The input from all levels of basketball is important for Grondin, as it’s not just a shoe that has to perform for NBA players. Since it’s a sneaker released to the public, it has to work for everyone. That means the cushioning has to be firm enough to handle the power of an NBA player, but soft enough that the casual player can still flex the shoe and not battle blisters. This leads to months of testing and feedback from their network of testers, then building on that with conversations with the players and many more in the NBA to dial in the performance aspect and make sure it’s going to allow their stars to be confident.
“We work with their team doctors. We work with their strength and conditioning coaches. We have meetings with the equipment guys for all these teams,” Grondin says. “The relationships we’ve formed with all these teams we have players on goes very deep. It’s not a hobby to any of these people. It’s big business, which I think was somewhat eye opening. I think we figured it’d be a little bit bigger than what we do with baseball and some of the running — not like, track and field — but it’s really particular. Which I appreciate, it’s why I got into design. The minutiae of making athletes better and being on the edge of performance is what I’m all about.”
From there it was a process of making the aesthetics of the low work.
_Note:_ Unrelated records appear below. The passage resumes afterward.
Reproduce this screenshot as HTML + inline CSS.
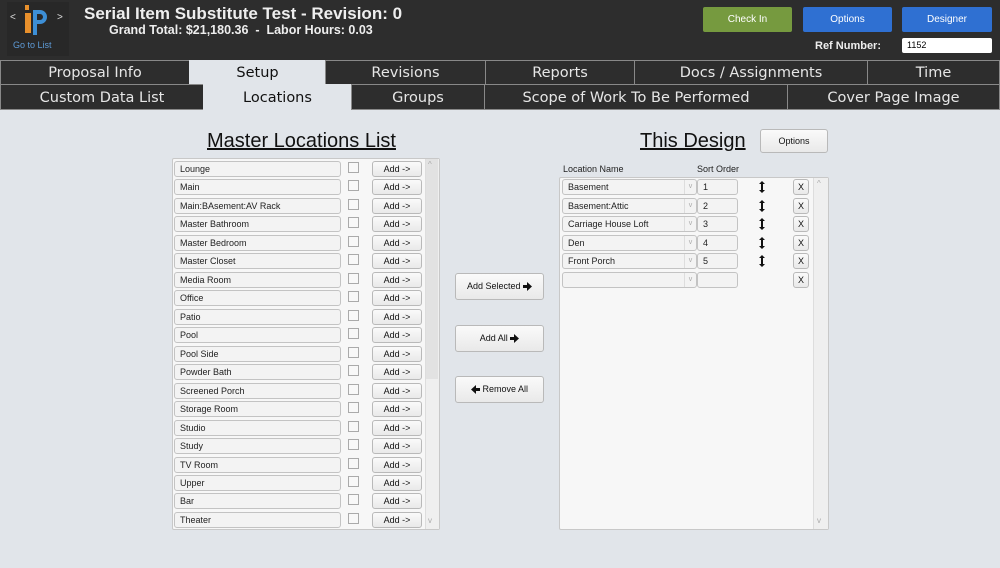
<!DOCTYPE html><html><head><style>
*{box-sizing:border-box;margin:0;padding:0}
body{width:1000px;height:568px;background:#e1e5ea;font-family:"Liberation Sans",sans-serif;position:relative;overflow:hidden}
.a{position:absolute}
.hdr{left:0;top:0;width:1000px;height:60px;background:#2d2d2d}
.tab{position:absolute;background:#2d2d2d;color:#e6e6e6;font-family:"DejaVu Sans",sans-serif;font-size:14.5px;text-align:center;border:1px solid #888;line-height:24px}
.tab.on{background:#e1e5ea;color:#111;border-color:#e1e5ea}
.btn{position:absolute;background:linear-gradient(#fafafa,#e9e9e9);border:1px solid #b9b9b9;border-radius:3px;font-size:9px;color:#111;text-align:center}
.inp{position:absolute;background:#f3f3f3;border:1px solid #c3c3c3;border-radius:3px;font-size:9px;color:#222;padding-left:5px;line-height:14px}
.cb{position:absolute;width:11px;height:11px;border:1px solid #aaa;background:#f8f8f8}
.hb{position:absolute;color:#fff;font-size:10px;text-align:center;line-height:25px;border-radius:2px}
.ar{display:inline-block;vertical-align:middle}
</style></head><body>
<div class="a hdr"></div>
<div class="a" style="left:7px;top:2px;width:62px;height:54px;background:#282828"></div>
<div class="a" style="left:10px;top:12px;color:#ddd;font-size:10px">&lt;</div>
<div class="a" style="left:57px;top:12px;color:#ddd;font-size:10px">&gt;</div>
<svg class="a" style="left:23px;top:4px" width="28" height="32" viewBox="0 0 28 32"><rect x="2" y="1" width="4" height="5" fill="#e8902c"/><rect x="2" y="9" width="6" height="20" fill="#e8902c"/><path d="M10 6h7a7 7 0 0 1 0 14h-3v11h-4z M14 10v6h3a3 3 0 0 0 0-6z" fill="#3d8fd6" fill-rule="evenodd"/></svg>
<div class="a" style="left:13px;top:40px;color:#5d9ad6;font-size:9px">Go to List</div>
<div class="a" style="left:84px;top:4px;color:#eee;font-size:17px;font-weight:bold">Serial Item Substitute Test - Revision: 0</div>
<div class="a" style="left:109px;top:23px;color:#eee;font-size:12.5px;font-weight:bold">Grand Total: $21,180.36 &nbsp;- &nbsp;Labor Hours: 0.03</div>
<div class="hb" style="left:703px;top:7px;width:89px;background:#769a3f">Check In</div>
<div class="hb" style="left:803px;top:7px;width:89px;background:#2f70d2">Options</div>
<div class="hb" style="left:902px;top:7px;width:90px;background:#2f70d2">Designer</div>
<div class="a" style="left:815px;top:40px;color:#eee;font-size:11px;font-weight:bold">Ref Number:</div>
<div class="a" style="left:902px;top:38px;width:90px;height:15px;background:#fff;border-radius:2px;font-size:9px;padding:2px 5px">1152</div>

<div class="tab" style="left:0;top:60px;width:190px;height:25px">Proposal Info</div>
<div class="tab on" style="left:189px;top:60px;width:137px;height:25px">Setup</div>
<div class="tab" style="left:325px;top:60px;width:161px;height:25px">Revisions</div>
<div class="tab" style="left:485px;top:60px;width:150px;height:25px">Reports</div>
<div class="tab" style="left:634px;top:60px;width:234px;height:25px">Docs / Assignments</div>
<div class="tab" style="left:867px;top:60px;width:133px;height:25px">Time</div>
<div class="tab" style="left:0;top:84px;width:204px;height:26px;line-height:26px">Custom Data List</div>
<div class="tab on" style="left:203px;top:84px;width:149px;height:26px;line-height:26px">Locations</div>
<div class="tab" style="left:351px;top:84px;width:134px;height:26px;line-height:26px">Groups</div>
<div class="tab" style="left:484px;top:84px;width:304px;height:26px;line-height:26px">Scope of Work To Be Performed</div>
<div class="tab" style="left:787px;top:84px;width:213px;height:26px;line-height:26px">Cover Page Image</div>

<div class="a" style="left:207px;top:130px;font-size:20px;text-decoration:underline;color:#111">Master Locations List</div>
<div class="a" style="left:640px;top:130px;font-size:20px;text-decoration:underline;color:#111">This Design</div>
<div class="btn" style="left:760px;top:129px;width:68px;height:24px;line-height:22px">Options</div>

<div class="a" style="left:172px;top:158px;width:268px;height:372px;background:#f7f7f7;border:1px solid #c8c8c8;border-radius:2px"></div>
<div class="a" style="left:425px;top:159px;width:14px;height:370px;background:#efefef;border-left:1px solid #ddd"></div>
<div class="a" style="left:426px;top:159px;width:12px;height:220px;background:#e2e2e2"></div>
<div class="a" style="left:428px;top:160px;font-size:8px;color:#aaa">^</div>
<div class="a" style="left:428px;top:516px;font-size:8px;color:#aaa">v</div>
<div id="L"></div>

<div class="btn" style="left:455px;top:273px;width:89px;height:27px;line-height:25px">Add Selected <svg class="ar" width="9" height="9" viewBox="0 0 9 9"><path d="M0 3h4V0l5 4.5L4 9V6H0z" fill="#111"/></svg></div>
<div class="btn" style="left:455px;top:325px;width:89px;height:27px;line-height:25px">Add All <svg class="ar" width="9" height="9" viewBox="0 0 9 9"><path d="M0 3h4V0l5 4.5L4 9V6H0z" fill="#111"/></svg></div>
<div class="btn" style="left:455px;top:376px;width:89px;height:27px;line-height:25px"><svg class="ar" width="9" height="9" viewBox="0 0 9 9"><path d="M9 3H5V0L0 4.5 5 9V6h4z" fill="#111"/></svg> Remove All</div>

<div class="a" style="left:563px;top:164px;font-size:9px;color:#222">Location Name</div>
<div class="a" style="left:697px;top:164px;font-size:9px;color:#222">Sort Order</div>
<div class="a" style="left:559px;top:177px;width:270px;height:353px;background:#f7f7f7;border:1px solid #c8c8c8;border-radius:2px"></div>
<div class="a" style="left:813px;top:178px;width:15px;height:351px;background:#efefef;border-left:1px solid #ddd"></div>
<div class="a" style="left:817px;top:179px;font-size:8px;color:#aaa">^</div>
<div class="a" style="left:817px;top:516px;font-size:8px;color:#aaa">v</div>
<div id="R"></div>
<script>
var n=["Lounge","Main","Main:BAsement:AV Rack","Master Bathroom","Master Bedroom","Master Closet","Media Room","Office","Patio","Pool","Pool Side","Powder Bath","Screened Porch","Storage Room","Studio","Study","TV Room","Upper","Bar","Theater"],h="";
n.forEach(function(t,i){var y=Math.round(161+i*18.47);
h+='<div class="inp" style="left:174px;top:'+y+'px;width:167px;height:16px">'+t+'</div><div class="cb" style="left:348px;top:'+(y+1)+'px"></div><div class="btn" style="left:372px;top:'+y+'px;width:50px;height:16px;line-height:14px">Add -&gt;</div>';});
document.getElementById("L").innerHTML=h;
var r=["Basement","Basement:Attic","Carriage House Loft","Den","Front Porch",""];h="";
r.forEach(function(t,i){var y=Math.round(179+i*18.5);
h+='<div class="inp" style="left:562px;top:'+y+'px;width:135px;height:16px">'+t+'<span style="position:absolute;right:0;top:0;width:12px;border-left:1px solid #ddd;color:#aaa;font-size:7px;text-align:center">v</span></div><div class="inp" style="left:697px;top:'+y+'px;width:41px;height:16px">'+(t?i+1:"")+'</div>'+(t?'<svg class="a" style="left:759px;top:'+(y+2)+'px" width="6" height="12" viewBox="0 0 6 12"><path d="M3 0L6 3H4V9H6L3 12 0 9H2V3H0z" fill="#111"/></svg>':'')+'<div class="btn" style="left:793px;top:'+y+'px;width:16px;height:16px;line-height:14px">X</div>';});
document.getElementById("R").innerHTML=h;
</script>
</body></html>
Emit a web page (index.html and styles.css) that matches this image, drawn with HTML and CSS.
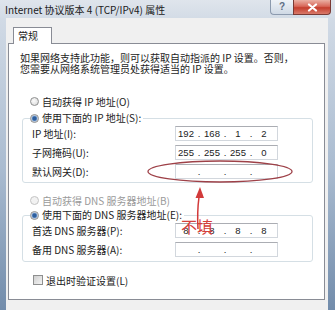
FILE: index.html
```html
<!DOCTYPE html>
<html lang="zh-CN">
<head>
    <meta charset="UTF-8">
    <title>Internet 协议版本 4 (TCP/IPv4) 属性</title>
    <link rel="stylesheet" href="styles.css">
</head>
<body>
    <div class="window">
        <div class="titlebar">
            <span class="title">Internet 协议版本 4 (TCP/IPv4) 属性</span>
            <div class="caption-btns">
                <span class="btn-help">?</span>
                <span class="btn-close">
                    <svg width="11" height="9" viewBox="0 0 11 9"><path d="M2 1.5 L9 7.5 M9 1.5 L2 7.5" stroke="#fff" stroke-width="2.2" stroke-linecap="round"/></svg>
                </span>
            </div>
        </div>
        <div class="frame">
            <div class="client">
                <div class="tabs"><span class="tab">常规</span></div>
                <div class="panel">
                    <p class="desc">如果网络支持此功能，则可以获取自动指派的 IP 设置。否则，<br>您需要从网络系统管理员处获得适当的 IP 设置。</p>

                    <div class="opt opt-ip-auto"><span class="radio"></span>自动获得 IP 地址(O)</div>
                    <fieldset class="group group-ip">
                        <legend><span class="radio checked"></span>使用下面的 IP 地址(S):</legend>
                        <div class="row">
                            <span class="label">IP 地址(I):</span>
                            <span class="ip"><span>192</span><span>.</span><span>168</span><span>.</span><span>1</span><span>.</span><span>2</span></span>
                        </div>
                        <div class="row">
                            <span class="label">子网掩码(U):</span>
                            <span class="ip"><span>255</span><span>.</span><span>255</span><span>.</span><span>255</span><span>.</span><span>0</span></span>
                        </div>
                        <div class="row">
                            <span class="label">默认网关(D):</span>
                            <span class="ip"><span></span><span>.</span><span></span><span>.</span><span></span><span>.</span><span></span></span>
                        </div>
                    </fieldset>

                    <div class="opt opt-dns-auto disabled"><span class="radio"></span>自动获得 DNS 服务器地址(B)</div>
                    <fieldset class="group group-dns">
                        <legend><span class="radio checked"></span>使用下面的 DNS 服务器地址(E):</legend>
                        <div class="row">
                            <span class="label">首选 DNS 服务器(P):</span>
                            <span class="ip"><span>8</span><span>.</span><span>8</span><span>.</span><span>8</span><span>.</span><span>8</span></span>
                        </div>
                        <div class="row">
                            <span class="label">备用 DNS 服务器(A):</span>
                            <span class="ip"><span></span><span>.</span><span></span><span>.</span><span></span><span>.</span><span></span></span>
                        </div>
                    </fieldset>

                    <div class="opt opt-check"><span class="checkbox"></span>退出时验证设置(L)</div>
                </div>
            </div>
        </div>

        <!-- hand-drawn note on top of the screenshot -->
        <svg class="annot" width="335" height="310" viewBox="0 0 335 310">
            <ellipse cx="220" cy="171.5" rx="72" ry="10.5" fill="none" stroke="#9e4148" stroke-width="1.3"/>
            <path d="M199 197 Q197 212 198 229" fill="none" stroke="#d23a3a" stroke-width="1.5"/>
            <polygon points="200,187 195.5,198 204,198" fill="#d23a3a"/>
        </svg>
        <span class="note">不填</span>
    </div>
</body>
</html>
```

FILE: styles.css
```css
body {
    margin: 0;
    font-family: "Noto Sans CJK SC", "Noto Sans", sans-serif;
    font-size: 10px;
    color: #1c1c1c;
}
.window {
    position: relative;
    width: 335px;
    height: 310px;
    display: flex;
    flex-direction: column;
    background: linear-gradient(#d6dee8, #a9bbd0 55%, #728cab);
    overflow: hidden;
}
.titlebar {
    height: 18px;
    display: flex;
    align-items: flex-start;
    background: linear-gradient(#dfe5ec, #d3dce6);
}
.title {
    padding-left: 5px;
    line-height: 19px;
    font-size: 10px;
    color: #202020;
}
.caption-btns {
    margin-left: auto;
    margin-right: 4px;
    display: flex;
}
.btn-help {
    width: 23px;
    height: 15px;
    box-sizing: border-box;
    border: 1px solid #8c9aae;
    border-top: none;
    border-right: none;
    border-radius: 0 0 0 4px;
    background: linear-gradient(#eef2f7, #cfd9e5);
    color: #5d6d84;
    font-family: "Liberation Sans", sans-serif;
    font-weight: bold;
    font-size: 10px;
    line-height: 14px;
    text-align: center;
}
.btn-close {
    width: 38px;
    height: 15px;
    box-sizing: border-box;
    border: 1px solid #7a3a34;
    border-top: none;
    border-radius: 0 0 4px 0;
    background: linear-gradient(#eab0a4, #d8685a 45%, #c43e2e 55%, #d97a6a);
    display: flex;
    align-items: center;
    justify-content: center;
}
.frame {
    flex: 1;
    display: flex;
    padding: 0 7px 0 6px;
}
.client {
    flex: 1;
    background: #f0f0f0;
    padding: 9px 3px 10px 2px;
    display: flex;
    flex-direction: column;
}
.tabs {
    display: flex;
    padding-left: 5px;
}
.tab {
    position: relative;
    z-index: 1;
    width: 39px;
    height: 17px;
    box-sizing: border-box;
    margin-bottom: -1px;
    border: 1px solid #898c95;
    border-bottom: none;
    background: #fff;
    padding-left: 4px;
    line-height: 16px;
}
.panel {
    height: 257px;
    box-sizing: border-box;
    border: 1px solid #898c95;
    background: #fff;
    padding: 8px 11px 0 11px;
}
.desc {
    margin: 0;
    line-height: 11px;
}
.opt {
    display: flex;
    align-items: center;
    height: 12px;
    padding-left: 10px;
}
.opt-ip-auto {
    margin-top: 21px;
}
.opt-dns-auto {
    margin-top: 11px;
}
.opt-check {
    margin-top: 12px;
    padding-left: 13px;
}
.disabled {
    color: #9a9a9a;
}
.radio {
    display: inline-block;
    width: 9px;
    height: 9px;
    box-sizing: border-box;
    border: 1px solid #8e8f8f;
    border-radius: 50%;
    background: radial-gradient(circle at 40% 40%, #fbfbfb, #d6d6d6);
    margin-right: 3px;
}
.radio.checked {
    background: radial-gradient(circle, #2d5f9e 0 1.6px, #7ea3d3 2.6px, #e6e6e6 3.4px);
}
.disabled .radio {
    border-color: #c4c4c4;
    background: #f2f2f2;
}
.checkbox {
    display: inline-block;
    width: 10px;
    height: 10px;
    box-sizing: border-box;
    border: 1px solid #8e8f8f;
    background: linear-gradient(135deg, #cfcfcf, #f4f4f4);
    margin-right: 3px;
}
.group {
    margin: 5px 0 0 2px;
    padding: 0 4px 1px 7px;
    border: 1px solid #d5dfe5;
    border-radius: 3px;
}
.group-dns {
    margin-top: 3px;
    padding-bottom: 2px;
}
.group legend {
    padding: 0 2px 0 0;
    line-height: 12px;
    height: 12px;
}
.group legend .radio {
    vertical-align: -1px;
}
.row {
    display: flex;
    align-items: center;
    height: 19px;
}
.label {
    width: 143px;
    padding-left: 2px;
}
.ip {
    width: 103px;
    height: 15px;
    box-sizing: border-box;
    border: 1px solid #d2d7dd;
    border-top-color: #abadb3;
    background: #fff;
    display: grid;
    grid-template-columns: 20px 6px 20px 6px 20px 6px 20px;
    font-family: "Liberation Sans", sans-serif;
    font-size: 9.5px;
    line-height: 13px;
    text-align: center;
    color: #222;
}
.annot {
    position: absolute;
    top: 0;
    left: 0;
    pointer-events: none;
}
.note {
    position: absolute;
    left: 181px;
    top: 217px;
    font-size: 16px;
    line-height: 18px;
    color: #d4403a;
}
```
The logo, which lives high up on the OMN1S, had to be shifted, a process he said they spent months on, tweaking and rotating the logo by “millimeters” until they had it how they wanted it. Ultimately, they landed on a look that is unique to the low but still recognizable as an OMN1S, making it something that, as Grondin said, can work “wearing it out with sweats on a Chipotle run.”
New Balance’s return to the basketball space was a labor of love and months of work, and that same passion and effort is evident in hearing Grondin talk about the process of creating a low-top version of their popular debut line.